### SUPPLIED MATERIAL

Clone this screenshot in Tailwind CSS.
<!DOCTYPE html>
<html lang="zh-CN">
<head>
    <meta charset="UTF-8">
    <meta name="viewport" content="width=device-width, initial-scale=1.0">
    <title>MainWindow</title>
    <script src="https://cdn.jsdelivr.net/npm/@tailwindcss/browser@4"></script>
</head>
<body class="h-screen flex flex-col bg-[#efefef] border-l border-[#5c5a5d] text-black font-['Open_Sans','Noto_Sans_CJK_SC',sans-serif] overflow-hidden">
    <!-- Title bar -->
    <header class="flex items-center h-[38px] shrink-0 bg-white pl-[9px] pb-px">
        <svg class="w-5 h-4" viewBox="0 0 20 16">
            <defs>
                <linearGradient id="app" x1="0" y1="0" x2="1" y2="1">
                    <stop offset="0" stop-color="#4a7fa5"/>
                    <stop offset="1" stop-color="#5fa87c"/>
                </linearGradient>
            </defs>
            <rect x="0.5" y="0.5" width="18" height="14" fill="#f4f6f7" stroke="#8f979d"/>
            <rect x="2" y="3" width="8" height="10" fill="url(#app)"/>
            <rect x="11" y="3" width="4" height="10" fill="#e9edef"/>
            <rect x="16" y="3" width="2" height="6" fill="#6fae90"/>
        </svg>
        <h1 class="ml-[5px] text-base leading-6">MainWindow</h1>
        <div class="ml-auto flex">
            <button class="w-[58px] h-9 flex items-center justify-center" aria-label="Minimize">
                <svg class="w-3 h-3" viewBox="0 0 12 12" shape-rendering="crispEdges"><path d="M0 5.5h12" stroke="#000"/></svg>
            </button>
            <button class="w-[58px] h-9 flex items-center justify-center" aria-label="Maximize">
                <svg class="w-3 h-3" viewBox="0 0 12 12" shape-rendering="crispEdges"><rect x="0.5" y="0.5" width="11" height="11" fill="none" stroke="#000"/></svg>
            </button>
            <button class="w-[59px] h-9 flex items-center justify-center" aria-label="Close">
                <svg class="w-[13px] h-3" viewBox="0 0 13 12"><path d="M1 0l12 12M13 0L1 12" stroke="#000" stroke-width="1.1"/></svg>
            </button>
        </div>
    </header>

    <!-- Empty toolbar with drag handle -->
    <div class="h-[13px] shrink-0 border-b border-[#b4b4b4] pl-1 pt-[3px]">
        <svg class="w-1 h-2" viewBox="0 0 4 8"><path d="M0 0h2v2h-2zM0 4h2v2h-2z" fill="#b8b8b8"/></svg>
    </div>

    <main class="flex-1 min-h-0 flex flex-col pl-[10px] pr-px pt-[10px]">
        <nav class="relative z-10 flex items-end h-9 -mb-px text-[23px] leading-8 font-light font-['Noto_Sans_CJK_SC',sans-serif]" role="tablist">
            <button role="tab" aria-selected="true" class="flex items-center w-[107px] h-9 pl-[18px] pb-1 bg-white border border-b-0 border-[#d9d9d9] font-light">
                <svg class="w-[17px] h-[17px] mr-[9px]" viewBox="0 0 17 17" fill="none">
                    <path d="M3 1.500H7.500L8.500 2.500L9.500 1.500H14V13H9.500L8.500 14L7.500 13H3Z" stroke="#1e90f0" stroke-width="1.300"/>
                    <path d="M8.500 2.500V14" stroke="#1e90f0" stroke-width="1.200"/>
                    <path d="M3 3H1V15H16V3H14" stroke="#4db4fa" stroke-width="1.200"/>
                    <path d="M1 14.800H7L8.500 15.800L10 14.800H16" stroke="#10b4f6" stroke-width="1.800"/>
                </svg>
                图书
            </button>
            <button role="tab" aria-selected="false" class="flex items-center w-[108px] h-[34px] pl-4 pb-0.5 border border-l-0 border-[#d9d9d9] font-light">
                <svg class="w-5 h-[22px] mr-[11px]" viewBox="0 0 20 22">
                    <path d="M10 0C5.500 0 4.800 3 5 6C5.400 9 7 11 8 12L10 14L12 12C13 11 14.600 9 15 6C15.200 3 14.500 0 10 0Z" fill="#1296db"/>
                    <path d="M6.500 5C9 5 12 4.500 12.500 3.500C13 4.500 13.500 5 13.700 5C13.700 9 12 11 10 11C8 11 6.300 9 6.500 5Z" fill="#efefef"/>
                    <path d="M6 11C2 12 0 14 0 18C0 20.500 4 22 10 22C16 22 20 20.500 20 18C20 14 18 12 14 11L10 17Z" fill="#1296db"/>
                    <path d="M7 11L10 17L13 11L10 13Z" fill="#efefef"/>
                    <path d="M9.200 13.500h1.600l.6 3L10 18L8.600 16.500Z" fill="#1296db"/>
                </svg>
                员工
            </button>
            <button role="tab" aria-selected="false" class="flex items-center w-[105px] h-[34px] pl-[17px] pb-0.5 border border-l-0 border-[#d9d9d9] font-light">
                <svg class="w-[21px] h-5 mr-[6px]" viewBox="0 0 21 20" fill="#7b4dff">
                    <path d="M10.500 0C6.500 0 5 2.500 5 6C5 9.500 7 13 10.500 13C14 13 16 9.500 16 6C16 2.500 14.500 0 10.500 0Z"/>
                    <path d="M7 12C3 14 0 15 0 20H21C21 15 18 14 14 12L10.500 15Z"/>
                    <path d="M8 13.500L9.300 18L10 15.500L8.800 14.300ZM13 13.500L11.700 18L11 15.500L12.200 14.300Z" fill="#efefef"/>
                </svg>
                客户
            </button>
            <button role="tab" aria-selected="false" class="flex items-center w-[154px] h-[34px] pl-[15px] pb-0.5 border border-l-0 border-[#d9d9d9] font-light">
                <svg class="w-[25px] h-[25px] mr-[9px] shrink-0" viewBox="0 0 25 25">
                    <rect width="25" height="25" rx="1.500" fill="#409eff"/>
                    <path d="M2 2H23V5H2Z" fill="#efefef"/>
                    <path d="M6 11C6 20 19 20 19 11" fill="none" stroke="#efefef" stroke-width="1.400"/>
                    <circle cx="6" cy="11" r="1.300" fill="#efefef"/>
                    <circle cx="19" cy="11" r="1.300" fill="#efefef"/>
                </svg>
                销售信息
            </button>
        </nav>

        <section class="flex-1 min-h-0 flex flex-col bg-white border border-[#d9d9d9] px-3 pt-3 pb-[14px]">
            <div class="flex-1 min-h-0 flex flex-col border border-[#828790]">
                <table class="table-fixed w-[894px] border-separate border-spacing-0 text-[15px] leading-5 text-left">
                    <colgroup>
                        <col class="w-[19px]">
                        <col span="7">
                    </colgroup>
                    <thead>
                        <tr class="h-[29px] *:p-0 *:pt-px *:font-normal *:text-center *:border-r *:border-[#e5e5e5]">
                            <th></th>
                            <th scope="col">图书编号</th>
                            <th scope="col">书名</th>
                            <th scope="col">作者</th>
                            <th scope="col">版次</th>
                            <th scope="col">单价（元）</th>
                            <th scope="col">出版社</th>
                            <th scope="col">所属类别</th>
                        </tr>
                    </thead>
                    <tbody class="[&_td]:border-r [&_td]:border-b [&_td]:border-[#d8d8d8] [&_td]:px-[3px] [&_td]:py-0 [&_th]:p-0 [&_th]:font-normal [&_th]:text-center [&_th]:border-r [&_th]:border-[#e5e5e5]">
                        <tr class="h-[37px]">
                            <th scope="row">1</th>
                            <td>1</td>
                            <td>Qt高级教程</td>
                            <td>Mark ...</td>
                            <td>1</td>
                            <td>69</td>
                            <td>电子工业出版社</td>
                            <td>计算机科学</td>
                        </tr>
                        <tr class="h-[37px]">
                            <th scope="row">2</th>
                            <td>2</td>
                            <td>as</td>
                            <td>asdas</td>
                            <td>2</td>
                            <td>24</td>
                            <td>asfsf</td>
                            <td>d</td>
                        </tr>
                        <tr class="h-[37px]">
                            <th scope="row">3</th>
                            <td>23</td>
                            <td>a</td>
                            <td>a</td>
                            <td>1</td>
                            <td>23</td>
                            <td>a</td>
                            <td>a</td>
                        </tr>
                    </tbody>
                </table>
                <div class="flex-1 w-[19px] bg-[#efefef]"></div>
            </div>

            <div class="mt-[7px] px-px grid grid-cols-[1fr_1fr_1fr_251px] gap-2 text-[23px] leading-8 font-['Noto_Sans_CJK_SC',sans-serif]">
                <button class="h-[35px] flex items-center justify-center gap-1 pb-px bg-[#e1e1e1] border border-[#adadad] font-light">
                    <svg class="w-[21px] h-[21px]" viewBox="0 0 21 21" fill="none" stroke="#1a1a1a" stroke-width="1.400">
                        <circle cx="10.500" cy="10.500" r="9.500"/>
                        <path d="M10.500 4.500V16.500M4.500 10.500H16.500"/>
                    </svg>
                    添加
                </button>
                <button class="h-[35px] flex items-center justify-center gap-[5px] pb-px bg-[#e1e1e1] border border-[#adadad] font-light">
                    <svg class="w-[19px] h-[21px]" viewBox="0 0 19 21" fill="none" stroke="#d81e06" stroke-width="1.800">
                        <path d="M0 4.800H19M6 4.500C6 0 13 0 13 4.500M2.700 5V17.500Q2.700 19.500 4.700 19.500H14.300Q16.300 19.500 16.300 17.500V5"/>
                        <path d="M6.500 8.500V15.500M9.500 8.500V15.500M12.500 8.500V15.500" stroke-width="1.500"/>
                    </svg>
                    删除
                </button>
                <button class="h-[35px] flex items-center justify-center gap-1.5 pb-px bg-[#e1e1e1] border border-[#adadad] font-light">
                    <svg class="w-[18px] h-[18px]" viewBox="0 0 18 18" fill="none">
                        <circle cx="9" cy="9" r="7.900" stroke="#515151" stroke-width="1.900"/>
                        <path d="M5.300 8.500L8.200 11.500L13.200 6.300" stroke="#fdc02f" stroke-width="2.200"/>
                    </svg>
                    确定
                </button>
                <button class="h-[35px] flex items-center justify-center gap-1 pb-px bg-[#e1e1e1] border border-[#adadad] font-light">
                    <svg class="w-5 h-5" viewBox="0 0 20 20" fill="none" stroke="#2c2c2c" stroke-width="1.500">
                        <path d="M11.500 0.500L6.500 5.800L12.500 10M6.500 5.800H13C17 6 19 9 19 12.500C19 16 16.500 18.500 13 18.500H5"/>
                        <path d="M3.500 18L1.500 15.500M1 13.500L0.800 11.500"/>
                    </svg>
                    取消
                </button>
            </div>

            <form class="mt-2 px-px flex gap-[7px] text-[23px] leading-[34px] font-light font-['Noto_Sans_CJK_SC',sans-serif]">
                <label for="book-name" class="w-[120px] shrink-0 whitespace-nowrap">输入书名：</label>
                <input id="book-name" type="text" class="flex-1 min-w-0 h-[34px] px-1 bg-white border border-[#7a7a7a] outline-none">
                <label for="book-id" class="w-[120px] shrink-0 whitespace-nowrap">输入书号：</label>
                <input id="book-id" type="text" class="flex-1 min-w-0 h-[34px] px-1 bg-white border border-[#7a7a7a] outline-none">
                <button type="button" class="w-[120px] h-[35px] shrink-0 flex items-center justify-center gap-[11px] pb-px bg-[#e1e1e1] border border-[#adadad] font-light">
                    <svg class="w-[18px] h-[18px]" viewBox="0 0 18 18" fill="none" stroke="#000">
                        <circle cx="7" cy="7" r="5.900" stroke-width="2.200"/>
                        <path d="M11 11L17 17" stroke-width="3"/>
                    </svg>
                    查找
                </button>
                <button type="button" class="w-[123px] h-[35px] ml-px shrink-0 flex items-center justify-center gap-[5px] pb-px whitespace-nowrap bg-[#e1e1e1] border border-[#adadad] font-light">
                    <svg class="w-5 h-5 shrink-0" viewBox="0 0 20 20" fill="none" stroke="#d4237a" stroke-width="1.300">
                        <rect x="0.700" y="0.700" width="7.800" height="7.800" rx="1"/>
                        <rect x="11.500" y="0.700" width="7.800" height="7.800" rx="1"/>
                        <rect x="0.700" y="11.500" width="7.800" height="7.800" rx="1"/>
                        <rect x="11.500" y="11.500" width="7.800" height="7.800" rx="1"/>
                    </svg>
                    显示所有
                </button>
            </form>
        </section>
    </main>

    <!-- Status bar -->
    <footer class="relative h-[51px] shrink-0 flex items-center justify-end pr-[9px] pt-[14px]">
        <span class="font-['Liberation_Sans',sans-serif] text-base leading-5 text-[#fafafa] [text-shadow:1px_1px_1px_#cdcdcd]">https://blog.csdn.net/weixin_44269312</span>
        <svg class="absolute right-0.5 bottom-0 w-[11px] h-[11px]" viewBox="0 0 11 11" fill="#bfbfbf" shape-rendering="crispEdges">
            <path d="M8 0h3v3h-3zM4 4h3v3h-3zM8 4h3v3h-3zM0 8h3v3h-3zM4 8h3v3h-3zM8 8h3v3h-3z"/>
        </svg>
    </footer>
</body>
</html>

######
### SUPPLIED MATERIAL

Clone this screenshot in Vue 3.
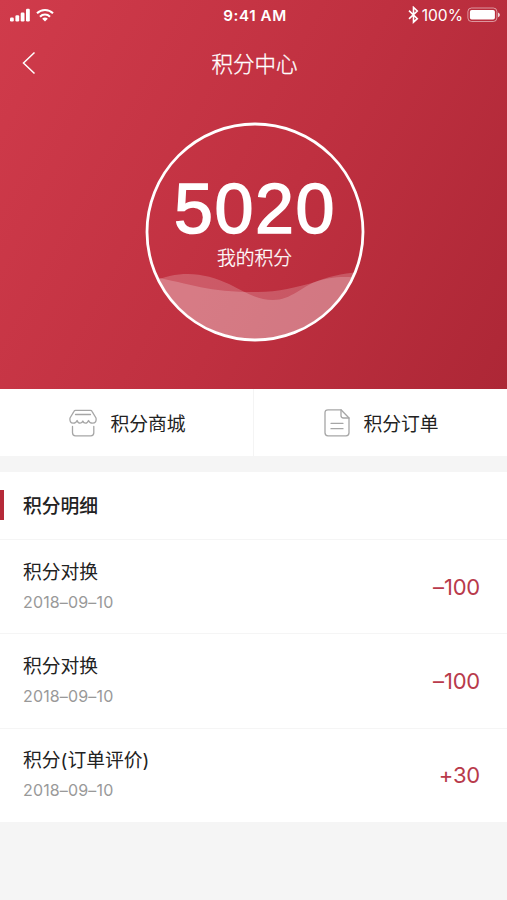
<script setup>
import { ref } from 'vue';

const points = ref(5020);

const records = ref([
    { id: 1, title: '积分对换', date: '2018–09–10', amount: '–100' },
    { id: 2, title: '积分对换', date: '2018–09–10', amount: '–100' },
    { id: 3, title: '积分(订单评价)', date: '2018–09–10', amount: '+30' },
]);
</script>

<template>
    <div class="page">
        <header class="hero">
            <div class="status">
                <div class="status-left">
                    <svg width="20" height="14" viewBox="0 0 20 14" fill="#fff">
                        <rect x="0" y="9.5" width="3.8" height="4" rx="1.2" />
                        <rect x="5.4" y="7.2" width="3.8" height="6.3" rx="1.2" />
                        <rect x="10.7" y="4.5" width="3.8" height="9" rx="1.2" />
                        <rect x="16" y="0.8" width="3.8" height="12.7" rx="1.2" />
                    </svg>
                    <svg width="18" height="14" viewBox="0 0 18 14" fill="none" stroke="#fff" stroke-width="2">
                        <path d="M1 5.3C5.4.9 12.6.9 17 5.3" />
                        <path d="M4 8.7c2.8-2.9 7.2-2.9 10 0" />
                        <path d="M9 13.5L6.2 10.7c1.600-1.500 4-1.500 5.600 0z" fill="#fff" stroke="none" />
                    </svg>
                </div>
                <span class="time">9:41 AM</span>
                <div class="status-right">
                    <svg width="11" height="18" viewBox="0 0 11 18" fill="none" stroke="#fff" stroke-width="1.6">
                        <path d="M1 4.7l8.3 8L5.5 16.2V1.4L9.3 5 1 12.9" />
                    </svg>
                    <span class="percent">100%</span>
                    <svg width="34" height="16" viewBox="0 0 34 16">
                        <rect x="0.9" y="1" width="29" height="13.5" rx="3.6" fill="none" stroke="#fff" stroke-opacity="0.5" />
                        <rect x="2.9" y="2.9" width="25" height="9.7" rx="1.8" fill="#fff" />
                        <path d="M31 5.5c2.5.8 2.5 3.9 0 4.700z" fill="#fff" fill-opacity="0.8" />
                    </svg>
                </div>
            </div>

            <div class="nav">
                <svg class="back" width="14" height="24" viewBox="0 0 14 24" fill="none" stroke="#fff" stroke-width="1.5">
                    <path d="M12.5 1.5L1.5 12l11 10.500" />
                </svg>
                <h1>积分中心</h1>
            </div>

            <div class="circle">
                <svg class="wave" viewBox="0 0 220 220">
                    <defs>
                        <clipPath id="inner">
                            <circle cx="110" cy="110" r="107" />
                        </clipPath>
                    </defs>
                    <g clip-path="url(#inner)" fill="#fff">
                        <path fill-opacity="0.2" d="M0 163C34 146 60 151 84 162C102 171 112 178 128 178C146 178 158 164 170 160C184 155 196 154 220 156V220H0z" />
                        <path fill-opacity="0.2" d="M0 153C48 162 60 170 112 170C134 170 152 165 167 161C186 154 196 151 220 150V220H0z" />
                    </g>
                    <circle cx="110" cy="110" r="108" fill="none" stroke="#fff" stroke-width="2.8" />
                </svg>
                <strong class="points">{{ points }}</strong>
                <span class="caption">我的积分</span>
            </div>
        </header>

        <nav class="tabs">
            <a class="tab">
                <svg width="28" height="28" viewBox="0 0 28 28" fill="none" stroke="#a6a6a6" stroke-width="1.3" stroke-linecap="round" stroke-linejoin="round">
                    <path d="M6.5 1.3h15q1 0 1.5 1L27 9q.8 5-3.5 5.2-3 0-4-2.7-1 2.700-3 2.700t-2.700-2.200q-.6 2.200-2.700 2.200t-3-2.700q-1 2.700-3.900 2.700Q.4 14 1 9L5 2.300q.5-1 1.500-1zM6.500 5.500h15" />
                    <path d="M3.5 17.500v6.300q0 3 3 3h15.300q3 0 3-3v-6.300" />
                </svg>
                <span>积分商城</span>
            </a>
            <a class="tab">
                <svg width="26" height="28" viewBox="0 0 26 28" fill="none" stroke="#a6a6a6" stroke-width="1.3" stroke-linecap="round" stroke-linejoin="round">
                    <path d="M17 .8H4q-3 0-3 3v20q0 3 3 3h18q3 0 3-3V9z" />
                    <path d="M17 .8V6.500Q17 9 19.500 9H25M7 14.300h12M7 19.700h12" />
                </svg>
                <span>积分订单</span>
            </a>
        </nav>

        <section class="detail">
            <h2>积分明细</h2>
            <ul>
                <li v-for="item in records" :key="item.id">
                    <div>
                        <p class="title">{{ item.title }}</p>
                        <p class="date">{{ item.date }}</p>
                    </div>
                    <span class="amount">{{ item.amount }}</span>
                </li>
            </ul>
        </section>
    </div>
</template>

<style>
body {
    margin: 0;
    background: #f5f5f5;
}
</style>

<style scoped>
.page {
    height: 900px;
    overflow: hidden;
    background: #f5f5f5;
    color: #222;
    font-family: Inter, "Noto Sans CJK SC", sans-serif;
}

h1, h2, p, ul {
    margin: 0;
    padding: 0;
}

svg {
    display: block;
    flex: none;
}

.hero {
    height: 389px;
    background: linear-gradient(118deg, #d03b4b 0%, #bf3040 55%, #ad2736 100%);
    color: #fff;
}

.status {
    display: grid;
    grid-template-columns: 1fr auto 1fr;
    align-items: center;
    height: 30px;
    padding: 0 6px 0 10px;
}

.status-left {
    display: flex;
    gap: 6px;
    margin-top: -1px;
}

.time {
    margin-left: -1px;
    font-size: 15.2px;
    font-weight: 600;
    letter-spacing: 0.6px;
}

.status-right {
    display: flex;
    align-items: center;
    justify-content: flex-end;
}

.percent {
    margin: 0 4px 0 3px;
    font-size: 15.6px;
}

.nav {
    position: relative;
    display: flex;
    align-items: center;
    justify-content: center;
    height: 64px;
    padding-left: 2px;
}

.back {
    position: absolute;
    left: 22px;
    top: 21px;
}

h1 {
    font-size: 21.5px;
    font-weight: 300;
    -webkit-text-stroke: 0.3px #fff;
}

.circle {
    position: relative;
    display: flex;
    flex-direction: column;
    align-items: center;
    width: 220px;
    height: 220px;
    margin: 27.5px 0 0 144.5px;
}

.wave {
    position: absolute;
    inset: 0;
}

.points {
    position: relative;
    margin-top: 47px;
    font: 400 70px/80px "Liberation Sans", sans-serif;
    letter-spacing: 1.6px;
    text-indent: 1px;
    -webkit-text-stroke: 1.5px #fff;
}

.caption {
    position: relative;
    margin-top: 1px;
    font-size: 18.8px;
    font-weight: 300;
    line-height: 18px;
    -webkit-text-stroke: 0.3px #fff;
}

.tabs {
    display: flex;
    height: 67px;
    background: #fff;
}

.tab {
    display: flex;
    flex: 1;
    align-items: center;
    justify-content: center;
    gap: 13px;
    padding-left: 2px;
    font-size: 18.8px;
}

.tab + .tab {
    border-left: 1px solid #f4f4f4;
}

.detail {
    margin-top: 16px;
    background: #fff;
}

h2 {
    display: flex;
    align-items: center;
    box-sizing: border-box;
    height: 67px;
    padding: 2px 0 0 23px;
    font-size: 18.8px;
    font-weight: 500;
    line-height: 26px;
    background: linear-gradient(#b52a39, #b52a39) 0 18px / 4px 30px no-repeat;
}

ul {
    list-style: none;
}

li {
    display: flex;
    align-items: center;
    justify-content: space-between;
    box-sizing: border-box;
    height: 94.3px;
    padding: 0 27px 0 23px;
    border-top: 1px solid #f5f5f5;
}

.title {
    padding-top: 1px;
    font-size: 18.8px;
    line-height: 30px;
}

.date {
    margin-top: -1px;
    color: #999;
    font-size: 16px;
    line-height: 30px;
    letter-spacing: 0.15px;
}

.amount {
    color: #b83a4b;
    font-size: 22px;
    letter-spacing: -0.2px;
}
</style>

######

Where a line contains "Clone", copy that line.

_RESULT FOR THIS TASK_.
Clone this screenshot in Tailwind CSS.
Clone this screenshot in Vue 3.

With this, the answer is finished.